- SET EXERCISE
Return only the number of lines that hold "styles".

--- START OF INFORMATION SHOWN ---

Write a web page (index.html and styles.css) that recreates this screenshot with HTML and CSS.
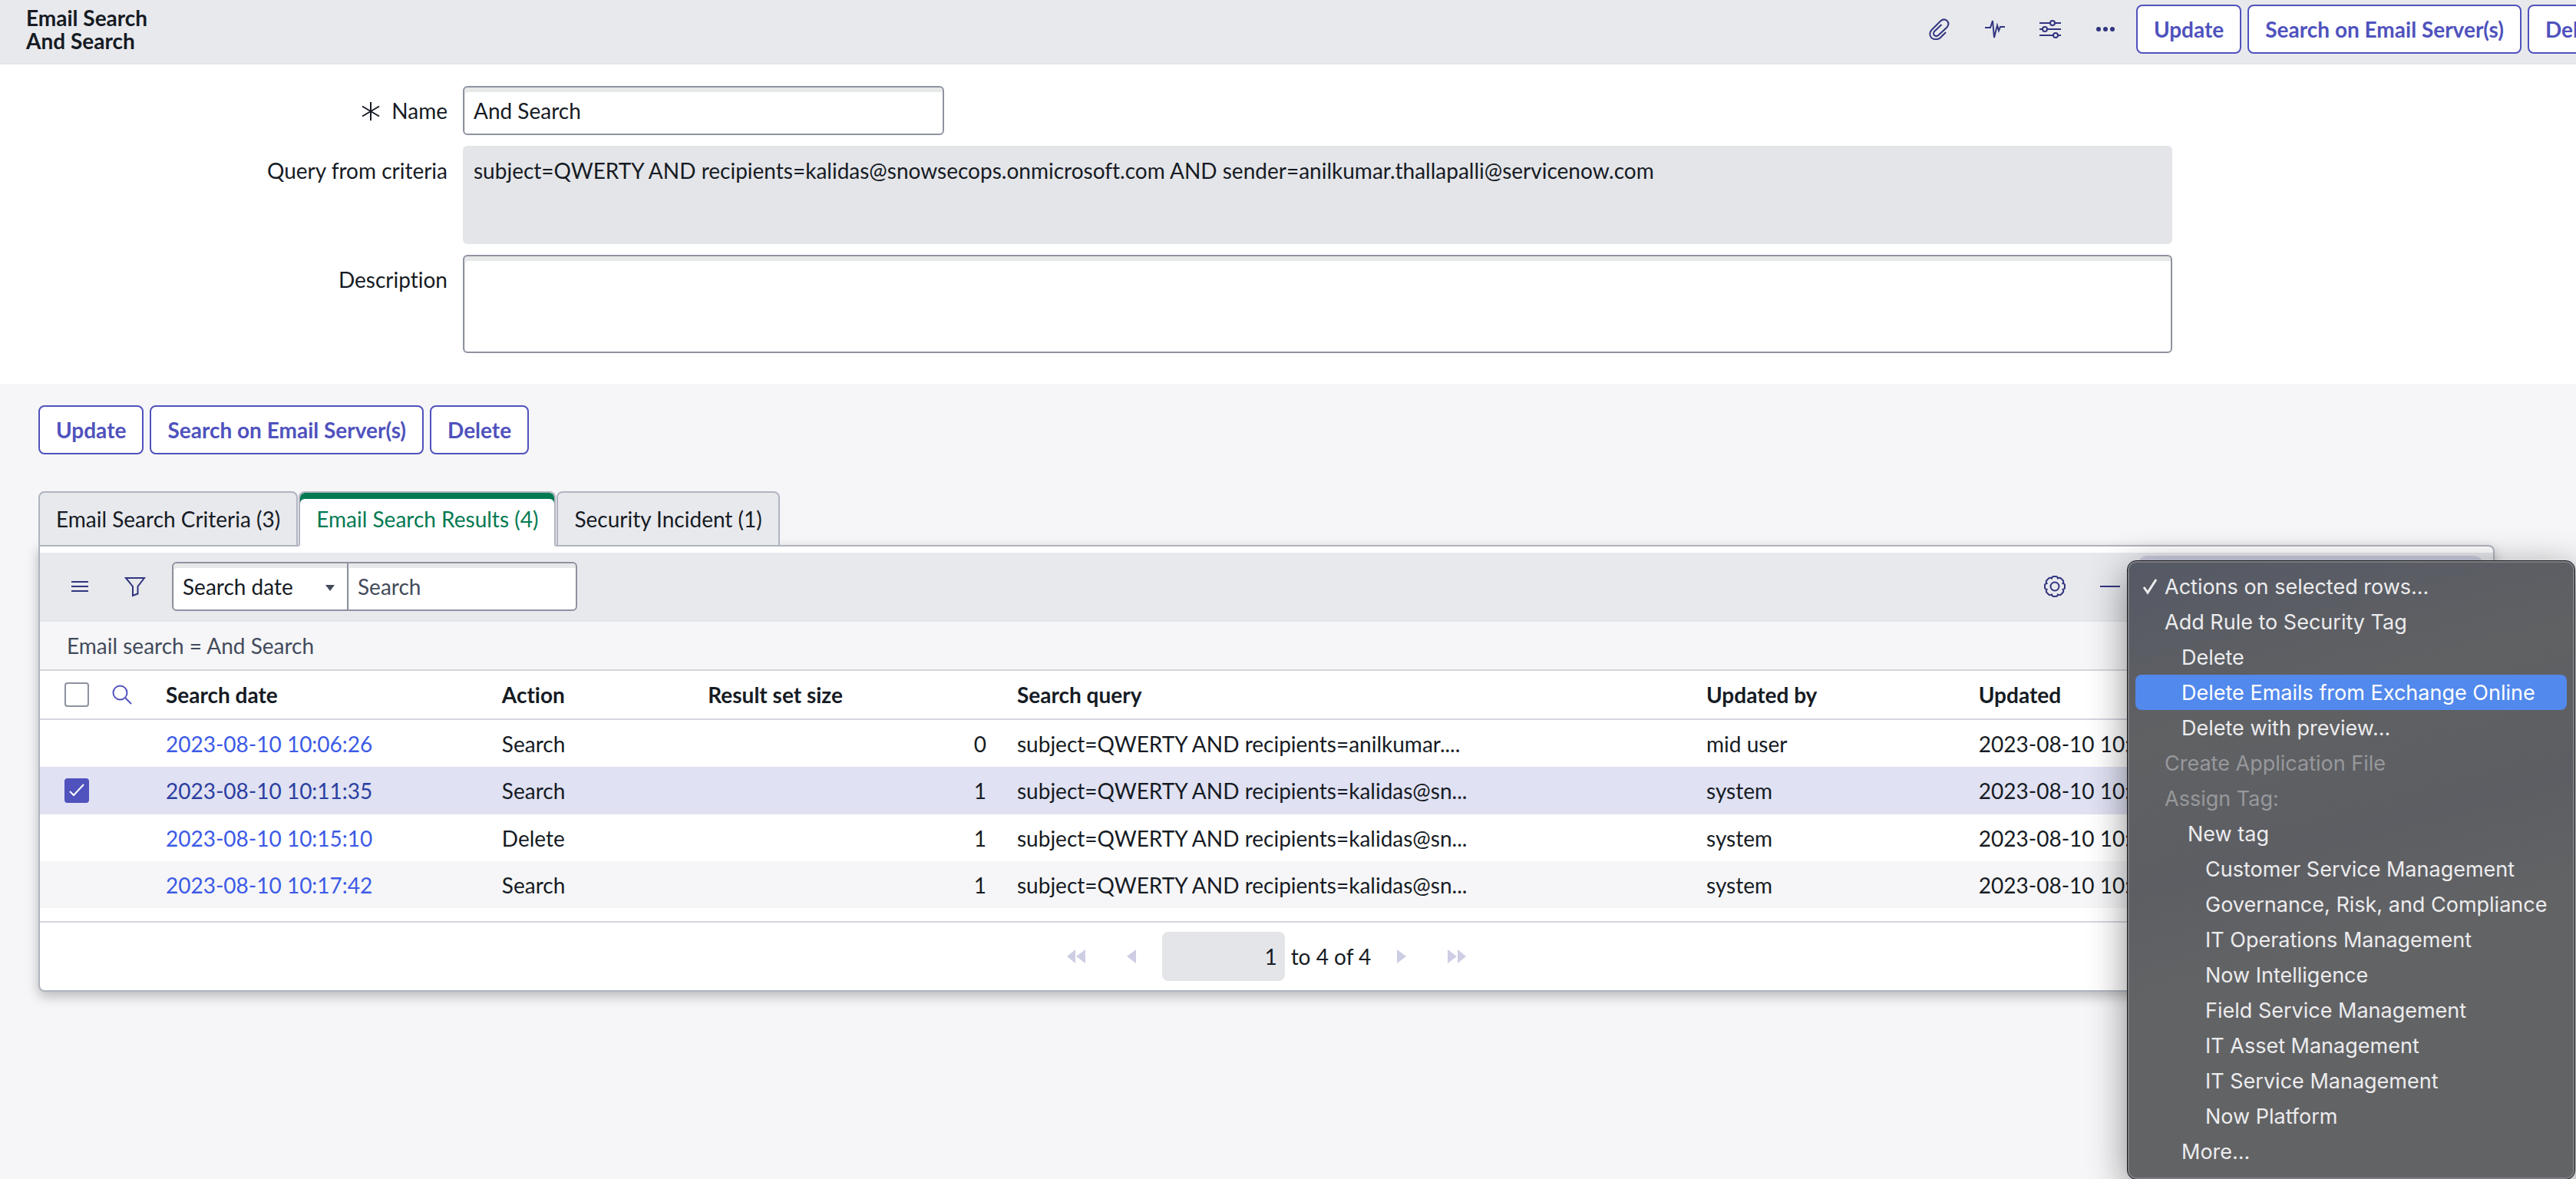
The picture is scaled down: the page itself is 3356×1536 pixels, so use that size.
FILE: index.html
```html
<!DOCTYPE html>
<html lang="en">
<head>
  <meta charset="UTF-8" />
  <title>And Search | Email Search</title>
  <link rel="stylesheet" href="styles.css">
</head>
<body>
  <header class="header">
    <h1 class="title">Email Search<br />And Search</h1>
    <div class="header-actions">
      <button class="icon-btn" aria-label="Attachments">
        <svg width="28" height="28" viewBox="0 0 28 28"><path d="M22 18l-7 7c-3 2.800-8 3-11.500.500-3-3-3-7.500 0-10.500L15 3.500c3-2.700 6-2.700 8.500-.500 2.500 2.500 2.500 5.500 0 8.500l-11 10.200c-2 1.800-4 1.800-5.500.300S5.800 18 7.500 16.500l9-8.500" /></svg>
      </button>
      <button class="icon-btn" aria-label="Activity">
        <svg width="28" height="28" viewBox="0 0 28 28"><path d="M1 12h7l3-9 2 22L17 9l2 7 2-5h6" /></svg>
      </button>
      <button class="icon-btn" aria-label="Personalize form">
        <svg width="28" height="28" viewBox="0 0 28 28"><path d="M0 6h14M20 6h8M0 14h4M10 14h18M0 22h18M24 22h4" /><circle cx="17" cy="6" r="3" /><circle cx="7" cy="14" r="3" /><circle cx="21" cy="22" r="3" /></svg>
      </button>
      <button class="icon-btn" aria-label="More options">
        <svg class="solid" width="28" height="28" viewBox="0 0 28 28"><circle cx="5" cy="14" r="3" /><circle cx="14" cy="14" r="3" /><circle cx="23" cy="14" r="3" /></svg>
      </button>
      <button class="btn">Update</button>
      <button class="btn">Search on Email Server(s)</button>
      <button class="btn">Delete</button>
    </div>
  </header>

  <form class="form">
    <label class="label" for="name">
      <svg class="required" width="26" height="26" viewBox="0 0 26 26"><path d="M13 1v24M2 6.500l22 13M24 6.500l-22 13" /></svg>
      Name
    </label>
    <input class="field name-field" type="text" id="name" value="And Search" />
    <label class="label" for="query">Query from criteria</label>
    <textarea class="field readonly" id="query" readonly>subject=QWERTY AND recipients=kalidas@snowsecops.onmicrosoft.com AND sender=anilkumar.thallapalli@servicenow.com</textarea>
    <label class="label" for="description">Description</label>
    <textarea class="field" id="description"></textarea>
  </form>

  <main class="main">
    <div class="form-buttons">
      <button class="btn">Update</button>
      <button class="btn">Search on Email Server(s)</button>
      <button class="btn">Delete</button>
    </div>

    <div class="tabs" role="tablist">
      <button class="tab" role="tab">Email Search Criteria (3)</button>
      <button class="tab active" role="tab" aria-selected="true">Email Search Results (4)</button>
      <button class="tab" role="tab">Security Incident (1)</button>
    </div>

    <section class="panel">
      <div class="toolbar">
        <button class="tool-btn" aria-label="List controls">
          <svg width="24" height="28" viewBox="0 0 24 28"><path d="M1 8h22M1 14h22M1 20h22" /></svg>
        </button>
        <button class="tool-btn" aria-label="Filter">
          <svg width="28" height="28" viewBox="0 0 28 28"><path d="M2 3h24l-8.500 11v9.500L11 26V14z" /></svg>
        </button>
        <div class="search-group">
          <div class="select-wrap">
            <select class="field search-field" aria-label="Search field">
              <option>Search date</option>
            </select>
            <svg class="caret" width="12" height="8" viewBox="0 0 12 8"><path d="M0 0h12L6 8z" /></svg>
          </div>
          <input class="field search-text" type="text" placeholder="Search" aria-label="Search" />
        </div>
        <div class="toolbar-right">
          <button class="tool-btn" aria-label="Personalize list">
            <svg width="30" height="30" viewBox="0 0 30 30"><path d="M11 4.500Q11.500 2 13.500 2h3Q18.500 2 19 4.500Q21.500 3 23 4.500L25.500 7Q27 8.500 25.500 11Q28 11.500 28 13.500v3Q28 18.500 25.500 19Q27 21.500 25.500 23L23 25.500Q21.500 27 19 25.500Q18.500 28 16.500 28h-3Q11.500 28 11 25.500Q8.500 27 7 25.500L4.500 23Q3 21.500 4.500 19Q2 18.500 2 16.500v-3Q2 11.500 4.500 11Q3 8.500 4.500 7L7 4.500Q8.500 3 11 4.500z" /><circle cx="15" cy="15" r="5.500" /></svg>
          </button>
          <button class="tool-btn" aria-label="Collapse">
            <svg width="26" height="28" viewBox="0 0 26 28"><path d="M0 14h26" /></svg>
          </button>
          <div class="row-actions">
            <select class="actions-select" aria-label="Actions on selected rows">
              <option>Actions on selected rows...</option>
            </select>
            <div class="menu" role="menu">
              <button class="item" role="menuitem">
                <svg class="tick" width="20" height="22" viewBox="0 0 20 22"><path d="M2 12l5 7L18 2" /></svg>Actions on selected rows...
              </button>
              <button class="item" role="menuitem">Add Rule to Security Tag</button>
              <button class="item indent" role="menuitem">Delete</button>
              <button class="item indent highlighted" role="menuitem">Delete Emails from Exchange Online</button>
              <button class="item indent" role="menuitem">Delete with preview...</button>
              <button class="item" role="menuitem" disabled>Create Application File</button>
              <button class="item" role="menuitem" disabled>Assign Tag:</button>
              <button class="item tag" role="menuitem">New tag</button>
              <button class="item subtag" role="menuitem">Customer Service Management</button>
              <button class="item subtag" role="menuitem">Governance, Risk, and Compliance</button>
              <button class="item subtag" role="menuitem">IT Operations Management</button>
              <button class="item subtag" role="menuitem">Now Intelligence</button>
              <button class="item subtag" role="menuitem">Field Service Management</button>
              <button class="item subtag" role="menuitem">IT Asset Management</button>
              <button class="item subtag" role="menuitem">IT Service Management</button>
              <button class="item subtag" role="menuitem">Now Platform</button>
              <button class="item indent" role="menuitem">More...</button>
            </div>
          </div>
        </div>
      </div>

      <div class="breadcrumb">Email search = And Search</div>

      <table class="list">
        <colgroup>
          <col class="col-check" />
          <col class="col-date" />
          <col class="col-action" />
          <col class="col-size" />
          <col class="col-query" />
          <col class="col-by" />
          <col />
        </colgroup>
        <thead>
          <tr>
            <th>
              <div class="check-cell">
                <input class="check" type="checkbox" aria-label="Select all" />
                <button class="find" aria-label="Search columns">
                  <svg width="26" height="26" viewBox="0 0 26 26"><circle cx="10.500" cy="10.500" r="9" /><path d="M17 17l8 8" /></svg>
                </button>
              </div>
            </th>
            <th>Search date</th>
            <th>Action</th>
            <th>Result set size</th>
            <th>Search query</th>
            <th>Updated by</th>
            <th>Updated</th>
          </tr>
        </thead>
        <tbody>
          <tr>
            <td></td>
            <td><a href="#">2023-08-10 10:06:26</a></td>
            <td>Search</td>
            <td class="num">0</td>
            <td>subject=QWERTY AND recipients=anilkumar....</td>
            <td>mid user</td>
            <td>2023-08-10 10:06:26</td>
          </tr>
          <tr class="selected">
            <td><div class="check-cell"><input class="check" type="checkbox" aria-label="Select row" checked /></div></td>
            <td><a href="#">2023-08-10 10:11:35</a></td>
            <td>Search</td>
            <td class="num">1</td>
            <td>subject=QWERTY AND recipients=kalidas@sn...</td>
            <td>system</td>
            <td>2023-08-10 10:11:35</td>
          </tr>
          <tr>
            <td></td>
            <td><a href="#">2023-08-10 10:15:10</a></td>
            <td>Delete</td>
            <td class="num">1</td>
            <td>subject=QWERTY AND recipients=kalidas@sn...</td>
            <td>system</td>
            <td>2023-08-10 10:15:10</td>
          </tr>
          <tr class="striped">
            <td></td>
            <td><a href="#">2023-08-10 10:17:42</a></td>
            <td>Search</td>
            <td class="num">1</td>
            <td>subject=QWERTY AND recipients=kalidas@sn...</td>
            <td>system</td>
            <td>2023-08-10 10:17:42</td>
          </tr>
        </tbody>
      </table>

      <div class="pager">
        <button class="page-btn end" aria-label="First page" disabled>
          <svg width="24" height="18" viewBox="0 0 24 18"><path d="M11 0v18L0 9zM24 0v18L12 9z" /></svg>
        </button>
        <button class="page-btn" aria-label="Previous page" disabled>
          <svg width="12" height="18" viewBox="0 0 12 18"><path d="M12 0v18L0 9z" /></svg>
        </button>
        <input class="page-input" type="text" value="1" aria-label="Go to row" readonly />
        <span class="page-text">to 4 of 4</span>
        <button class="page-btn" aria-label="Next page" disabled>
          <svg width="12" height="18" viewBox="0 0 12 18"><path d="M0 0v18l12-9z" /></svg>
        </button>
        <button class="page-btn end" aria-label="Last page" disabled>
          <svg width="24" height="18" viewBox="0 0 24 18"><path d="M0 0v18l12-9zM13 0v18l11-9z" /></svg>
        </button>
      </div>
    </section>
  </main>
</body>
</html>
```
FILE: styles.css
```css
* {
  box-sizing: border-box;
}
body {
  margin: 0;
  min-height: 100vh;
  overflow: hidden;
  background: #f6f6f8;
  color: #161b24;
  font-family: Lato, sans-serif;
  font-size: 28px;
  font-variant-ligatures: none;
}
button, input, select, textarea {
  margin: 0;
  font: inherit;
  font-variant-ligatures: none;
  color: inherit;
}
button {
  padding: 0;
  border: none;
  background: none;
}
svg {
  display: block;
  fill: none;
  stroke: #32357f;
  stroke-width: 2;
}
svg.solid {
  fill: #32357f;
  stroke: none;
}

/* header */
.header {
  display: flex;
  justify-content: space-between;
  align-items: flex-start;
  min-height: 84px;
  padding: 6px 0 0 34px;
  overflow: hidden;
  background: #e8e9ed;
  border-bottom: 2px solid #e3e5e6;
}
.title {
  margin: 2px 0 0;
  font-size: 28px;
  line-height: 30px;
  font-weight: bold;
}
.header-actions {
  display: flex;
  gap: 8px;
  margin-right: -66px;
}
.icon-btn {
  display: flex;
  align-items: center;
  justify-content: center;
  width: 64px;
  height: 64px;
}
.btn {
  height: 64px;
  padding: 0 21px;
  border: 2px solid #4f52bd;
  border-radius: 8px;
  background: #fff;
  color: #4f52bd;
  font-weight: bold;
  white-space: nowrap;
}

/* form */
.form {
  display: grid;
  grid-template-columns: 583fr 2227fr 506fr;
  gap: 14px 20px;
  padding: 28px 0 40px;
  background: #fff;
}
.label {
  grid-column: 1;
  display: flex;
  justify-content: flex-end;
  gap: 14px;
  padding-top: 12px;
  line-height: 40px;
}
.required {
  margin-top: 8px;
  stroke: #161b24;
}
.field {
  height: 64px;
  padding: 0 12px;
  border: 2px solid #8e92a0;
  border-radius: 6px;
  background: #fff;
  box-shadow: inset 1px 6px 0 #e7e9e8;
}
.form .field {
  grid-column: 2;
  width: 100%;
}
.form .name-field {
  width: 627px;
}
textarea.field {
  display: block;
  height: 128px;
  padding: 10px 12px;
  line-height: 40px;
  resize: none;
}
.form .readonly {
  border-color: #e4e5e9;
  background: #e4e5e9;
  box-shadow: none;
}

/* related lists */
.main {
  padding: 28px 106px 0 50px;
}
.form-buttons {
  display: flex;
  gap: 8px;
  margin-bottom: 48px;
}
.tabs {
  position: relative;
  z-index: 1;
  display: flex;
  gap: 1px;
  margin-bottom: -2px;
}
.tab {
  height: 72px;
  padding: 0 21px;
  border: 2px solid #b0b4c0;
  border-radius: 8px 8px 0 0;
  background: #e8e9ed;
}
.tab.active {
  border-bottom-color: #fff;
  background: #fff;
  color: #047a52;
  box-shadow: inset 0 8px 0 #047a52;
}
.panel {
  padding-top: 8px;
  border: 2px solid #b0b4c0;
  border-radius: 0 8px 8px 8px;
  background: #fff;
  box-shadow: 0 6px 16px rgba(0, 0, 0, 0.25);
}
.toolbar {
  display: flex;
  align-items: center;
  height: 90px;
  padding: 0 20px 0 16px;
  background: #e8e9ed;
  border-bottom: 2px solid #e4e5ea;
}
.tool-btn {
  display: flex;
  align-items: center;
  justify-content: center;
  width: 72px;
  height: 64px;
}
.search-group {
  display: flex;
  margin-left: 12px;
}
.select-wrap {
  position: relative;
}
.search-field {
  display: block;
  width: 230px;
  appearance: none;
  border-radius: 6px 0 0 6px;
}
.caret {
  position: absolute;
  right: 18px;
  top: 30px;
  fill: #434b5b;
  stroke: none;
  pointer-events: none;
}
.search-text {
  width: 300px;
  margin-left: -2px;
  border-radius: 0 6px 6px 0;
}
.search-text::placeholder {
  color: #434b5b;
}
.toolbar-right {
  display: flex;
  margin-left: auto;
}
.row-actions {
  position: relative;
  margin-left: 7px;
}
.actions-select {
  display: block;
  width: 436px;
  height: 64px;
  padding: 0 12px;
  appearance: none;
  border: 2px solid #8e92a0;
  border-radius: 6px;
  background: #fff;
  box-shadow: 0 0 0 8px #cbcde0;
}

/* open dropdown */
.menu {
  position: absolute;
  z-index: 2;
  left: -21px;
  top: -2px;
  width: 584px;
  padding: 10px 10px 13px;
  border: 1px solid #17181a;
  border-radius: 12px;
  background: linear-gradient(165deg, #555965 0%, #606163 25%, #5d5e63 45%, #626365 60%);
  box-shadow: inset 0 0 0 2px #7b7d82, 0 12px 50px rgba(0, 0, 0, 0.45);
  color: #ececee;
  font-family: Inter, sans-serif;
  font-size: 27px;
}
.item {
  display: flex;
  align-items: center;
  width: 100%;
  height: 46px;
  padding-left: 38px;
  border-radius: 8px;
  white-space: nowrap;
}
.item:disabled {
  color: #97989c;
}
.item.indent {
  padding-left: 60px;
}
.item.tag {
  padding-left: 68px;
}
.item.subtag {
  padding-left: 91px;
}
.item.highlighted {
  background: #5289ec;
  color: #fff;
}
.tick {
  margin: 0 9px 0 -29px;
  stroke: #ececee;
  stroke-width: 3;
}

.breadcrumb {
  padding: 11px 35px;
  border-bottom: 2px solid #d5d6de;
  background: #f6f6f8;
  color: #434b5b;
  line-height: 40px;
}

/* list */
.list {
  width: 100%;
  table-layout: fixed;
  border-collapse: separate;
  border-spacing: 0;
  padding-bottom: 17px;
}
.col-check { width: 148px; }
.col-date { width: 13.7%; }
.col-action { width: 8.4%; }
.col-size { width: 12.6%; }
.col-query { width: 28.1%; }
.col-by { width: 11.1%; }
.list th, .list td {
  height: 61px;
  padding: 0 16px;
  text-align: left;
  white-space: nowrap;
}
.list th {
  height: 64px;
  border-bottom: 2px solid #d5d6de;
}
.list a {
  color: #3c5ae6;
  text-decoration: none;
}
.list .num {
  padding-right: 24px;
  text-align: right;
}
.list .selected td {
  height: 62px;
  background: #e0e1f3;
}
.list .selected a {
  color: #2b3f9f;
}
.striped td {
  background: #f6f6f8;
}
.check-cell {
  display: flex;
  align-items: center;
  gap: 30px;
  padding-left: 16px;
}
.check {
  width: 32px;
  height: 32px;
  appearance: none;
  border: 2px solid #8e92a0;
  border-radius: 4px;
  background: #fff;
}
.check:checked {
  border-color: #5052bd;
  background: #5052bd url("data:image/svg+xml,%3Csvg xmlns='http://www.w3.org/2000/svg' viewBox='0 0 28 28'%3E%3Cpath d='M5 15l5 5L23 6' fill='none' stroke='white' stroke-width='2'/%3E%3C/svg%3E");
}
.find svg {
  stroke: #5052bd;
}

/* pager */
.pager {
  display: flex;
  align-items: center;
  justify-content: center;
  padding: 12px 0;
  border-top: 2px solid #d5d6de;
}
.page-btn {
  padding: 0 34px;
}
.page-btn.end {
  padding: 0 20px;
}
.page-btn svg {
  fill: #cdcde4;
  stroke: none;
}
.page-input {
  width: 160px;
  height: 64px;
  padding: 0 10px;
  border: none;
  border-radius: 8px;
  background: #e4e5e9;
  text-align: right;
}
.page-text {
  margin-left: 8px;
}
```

--- END OF INFORMATION SHOWN ---

- THE OUTPUT
3